**Short exercise:** Skipping all pictures, set down the lines of the listing from the first through the one with "import React from 'react';".

**Data shown:**
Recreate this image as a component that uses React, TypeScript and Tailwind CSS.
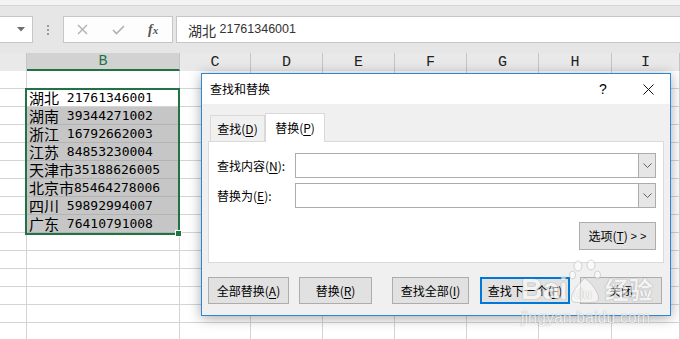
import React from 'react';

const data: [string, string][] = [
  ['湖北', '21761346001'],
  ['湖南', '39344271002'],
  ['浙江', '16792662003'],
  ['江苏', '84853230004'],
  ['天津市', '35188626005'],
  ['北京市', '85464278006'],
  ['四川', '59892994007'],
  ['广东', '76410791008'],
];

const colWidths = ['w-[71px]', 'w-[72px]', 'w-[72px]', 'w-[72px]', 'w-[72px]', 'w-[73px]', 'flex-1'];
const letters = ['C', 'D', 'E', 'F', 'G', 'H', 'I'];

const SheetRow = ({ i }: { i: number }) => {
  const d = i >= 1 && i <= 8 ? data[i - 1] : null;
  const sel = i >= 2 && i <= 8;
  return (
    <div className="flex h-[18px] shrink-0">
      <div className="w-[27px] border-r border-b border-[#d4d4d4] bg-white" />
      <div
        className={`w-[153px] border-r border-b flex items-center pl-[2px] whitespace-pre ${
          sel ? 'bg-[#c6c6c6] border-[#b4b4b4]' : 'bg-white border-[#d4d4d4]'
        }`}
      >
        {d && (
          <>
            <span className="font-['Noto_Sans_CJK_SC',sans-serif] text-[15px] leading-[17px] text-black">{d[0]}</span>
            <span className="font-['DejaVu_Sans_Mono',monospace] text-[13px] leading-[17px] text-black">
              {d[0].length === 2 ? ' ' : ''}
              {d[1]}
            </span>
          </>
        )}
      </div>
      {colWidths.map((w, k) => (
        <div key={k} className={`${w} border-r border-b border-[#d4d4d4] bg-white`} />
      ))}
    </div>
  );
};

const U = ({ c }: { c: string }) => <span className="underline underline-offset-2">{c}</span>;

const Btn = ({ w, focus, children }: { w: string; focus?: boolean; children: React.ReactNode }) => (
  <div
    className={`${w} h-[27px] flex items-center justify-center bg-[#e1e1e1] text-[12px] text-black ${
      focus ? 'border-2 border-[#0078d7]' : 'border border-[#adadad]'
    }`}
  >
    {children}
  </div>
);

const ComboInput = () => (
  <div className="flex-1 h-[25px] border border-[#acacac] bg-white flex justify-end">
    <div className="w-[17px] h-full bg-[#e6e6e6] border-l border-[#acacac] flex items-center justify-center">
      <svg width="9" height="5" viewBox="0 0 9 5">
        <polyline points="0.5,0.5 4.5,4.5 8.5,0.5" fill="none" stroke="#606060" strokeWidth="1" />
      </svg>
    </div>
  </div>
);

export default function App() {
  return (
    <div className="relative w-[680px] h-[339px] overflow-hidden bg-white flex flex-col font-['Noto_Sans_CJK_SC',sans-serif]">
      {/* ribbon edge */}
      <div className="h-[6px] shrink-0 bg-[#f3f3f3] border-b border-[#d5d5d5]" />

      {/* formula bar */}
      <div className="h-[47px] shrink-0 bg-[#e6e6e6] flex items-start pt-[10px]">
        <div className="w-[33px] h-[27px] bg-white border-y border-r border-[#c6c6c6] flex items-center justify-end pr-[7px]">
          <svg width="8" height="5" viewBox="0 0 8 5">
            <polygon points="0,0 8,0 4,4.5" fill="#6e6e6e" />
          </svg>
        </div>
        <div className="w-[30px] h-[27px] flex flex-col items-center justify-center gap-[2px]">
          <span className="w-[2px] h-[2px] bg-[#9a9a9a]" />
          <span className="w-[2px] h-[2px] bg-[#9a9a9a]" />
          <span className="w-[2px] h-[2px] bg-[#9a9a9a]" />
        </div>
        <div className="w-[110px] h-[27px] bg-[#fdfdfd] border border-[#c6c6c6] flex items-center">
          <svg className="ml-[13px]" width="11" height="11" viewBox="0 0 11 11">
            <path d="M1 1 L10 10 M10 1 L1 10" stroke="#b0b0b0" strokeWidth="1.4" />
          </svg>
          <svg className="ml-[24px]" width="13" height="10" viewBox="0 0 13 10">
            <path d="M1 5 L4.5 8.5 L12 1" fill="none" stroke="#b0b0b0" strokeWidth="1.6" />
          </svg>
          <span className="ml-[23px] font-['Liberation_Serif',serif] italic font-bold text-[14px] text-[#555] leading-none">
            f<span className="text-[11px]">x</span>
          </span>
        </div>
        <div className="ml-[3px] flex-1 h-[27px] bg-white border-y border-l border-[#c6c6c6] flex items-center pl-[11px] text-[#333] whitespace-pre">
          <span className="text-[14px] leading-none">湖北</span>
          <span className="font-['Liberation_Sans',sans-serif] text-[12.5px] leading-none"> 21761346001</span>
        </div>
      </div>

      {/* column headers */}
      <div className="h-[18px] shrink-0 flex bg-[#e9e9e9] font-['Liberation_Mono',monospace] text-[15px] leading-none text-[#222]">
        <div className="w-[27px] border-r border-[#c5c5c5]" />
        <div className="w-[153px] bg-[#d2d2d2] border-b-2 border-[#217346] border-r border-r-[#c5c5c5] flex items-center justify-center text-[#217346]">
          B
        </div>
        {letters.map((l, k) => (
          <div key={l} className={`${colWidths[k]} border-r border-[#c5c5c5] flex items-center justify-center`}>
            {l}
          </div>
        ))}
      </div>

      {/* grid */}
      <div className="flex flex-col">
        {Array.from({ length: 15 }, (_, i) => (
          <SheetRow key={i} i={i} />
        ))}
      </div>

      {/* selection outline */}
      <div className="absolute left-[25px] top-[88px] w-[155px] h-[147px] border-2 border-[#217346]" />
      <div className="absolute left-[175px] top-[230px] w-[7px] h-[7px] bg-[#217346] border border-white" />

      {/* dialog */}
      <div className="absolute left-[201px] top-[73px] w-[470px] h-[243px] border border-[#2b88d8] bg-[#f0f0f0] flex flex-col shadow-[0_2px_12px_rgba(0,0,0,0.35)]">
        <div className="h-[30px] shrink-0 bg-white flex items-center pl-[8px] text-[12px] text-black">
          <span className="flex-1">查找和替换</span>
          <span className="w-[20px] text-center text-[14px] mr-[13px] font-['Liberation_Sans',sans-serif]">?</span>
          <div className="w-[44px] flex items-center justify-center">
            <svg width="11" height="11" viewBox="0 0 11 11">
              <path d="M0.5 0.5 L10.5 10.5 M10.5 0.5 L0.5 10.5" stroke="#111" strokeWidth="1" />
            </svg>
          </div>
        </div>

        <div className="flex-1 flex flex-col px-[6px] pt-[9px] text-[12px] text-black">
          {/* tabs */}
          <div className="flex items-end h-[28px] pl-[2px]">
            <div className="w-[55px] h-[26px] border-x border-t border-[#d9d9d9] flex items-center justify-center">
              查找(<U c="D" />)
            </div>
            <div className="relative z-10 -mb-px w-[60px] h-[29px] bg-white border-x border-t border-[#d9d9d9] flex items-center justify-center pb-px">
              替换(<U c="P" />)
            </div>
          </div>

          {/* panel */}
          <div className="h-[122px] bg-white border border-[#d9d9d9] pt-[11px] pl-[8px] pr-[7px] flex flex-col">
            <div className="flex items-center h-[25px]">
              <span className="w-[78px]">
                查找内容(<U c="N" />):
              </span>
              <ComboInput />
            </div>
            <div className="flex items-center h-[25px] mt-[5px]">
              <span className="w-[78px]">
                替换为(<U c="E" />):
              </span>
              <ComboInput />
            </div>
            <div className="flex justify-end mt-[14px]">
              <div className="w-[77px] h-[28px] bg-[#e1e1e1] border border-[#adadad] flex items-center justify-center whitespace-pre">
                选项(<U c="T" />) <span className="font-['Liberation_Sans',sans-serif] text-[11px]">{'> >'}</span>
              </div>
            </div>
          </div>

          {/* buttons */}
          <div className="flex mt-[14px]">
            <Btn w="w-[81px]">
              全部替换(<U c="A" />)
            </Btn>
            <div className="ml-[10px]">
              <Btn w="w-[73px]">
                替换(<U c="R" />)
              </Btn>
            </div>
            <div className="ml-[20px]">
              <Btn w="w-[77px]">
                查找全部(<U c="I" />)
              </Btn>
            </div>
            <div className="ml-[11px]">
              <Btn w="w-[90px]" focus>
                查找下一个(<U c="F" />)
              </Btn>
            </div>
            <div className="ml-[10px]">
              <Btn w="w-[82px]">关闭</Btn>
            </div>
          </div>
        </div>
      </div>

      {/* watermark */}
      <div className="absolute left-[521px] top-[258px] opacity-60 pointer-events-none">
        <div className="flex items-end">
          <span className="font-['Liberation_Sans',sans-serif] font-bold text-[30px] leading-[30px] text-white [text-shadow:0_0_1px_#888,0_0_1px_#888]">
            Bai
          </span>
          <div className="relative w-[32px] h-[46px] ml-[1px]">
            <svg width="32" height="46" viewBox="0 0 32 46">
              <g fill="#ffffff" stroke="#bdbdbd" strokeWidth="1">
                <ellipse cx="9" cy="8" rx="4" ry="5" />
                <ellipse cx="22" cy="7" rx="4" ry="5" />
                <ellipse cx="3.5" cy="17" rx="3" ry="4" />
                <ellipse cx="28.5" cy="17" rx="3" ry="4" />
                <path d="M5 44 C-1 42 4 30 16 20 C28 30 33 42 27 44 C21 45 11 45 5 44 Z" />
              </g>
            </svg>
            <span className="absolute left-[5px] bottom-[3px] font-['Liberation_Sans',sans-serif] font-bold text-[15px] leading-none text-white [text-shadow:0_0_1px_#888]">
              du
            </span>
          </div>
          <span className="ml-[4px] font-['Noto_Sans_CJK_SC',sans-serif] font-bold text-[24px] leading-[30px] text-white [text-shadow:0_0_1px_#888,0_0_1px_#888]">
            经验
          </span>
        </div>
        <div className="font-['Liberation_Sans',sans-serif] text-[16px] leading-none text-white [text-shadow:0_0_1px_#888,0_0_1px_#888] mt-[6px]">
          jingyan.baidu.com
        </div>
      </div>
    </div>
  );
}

**Correct answer:**
Recreate this image as a component that uses React, TypeScript and Tailwind CSS.
import React from 'react';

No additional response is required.